I was testing various typescript types till I came upon the following situation.
Why can Record<string, any>
equal Functions?
type C = { [key: string]: any } // Record<string, any>;
const C0: C = undefined // error
const C1: C = null // error
const C2: C = 2 // error
const C3: C = 'hello world' // error
const C4: C = { foo: 'bar' } // ok
const C5: C = () => undefined // ok
Yet Records<string, unknown>
can't?
type B = { [key: string]: unknown } // Record<string, unknown>;
const B0: B = undefined // error
const B1: B = null // error
const B2: B = 2 // error
const B3: B = 'hello world' // error
const B4: B = { foo: 'bar' } // ok
const B5: B = () => undefined // error
CodePudding user response:
Record<string, any>
is special cased for assignability and it basically means any object type.

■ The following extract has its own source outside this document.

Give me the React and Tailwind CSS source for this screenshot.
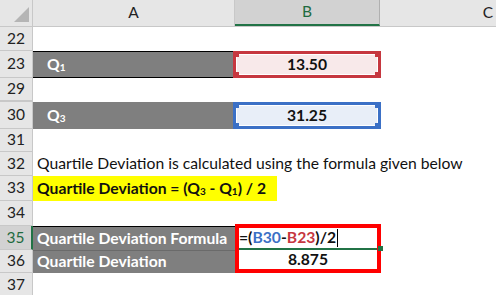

This is explained in this GitHub issue
Normally the source type must have an index signature if the target type does, but for : any there's really nothing implied by this (every property must match any, by definition), so we made [s: string]: any a no-op for assignability reasons. This enabled some patterns that didn't work before:
function doSomething(obj: { [s: string]: any}) {
// ...
}
const obj = { a: 1, b: 2 };
// WAS ERROR: 'obj' lacks index signature
doSomething(obj);
This creates some undesirable assignability in some cases, so we didn't apply this rule to : unknown so that you could pick which behavior you wanted.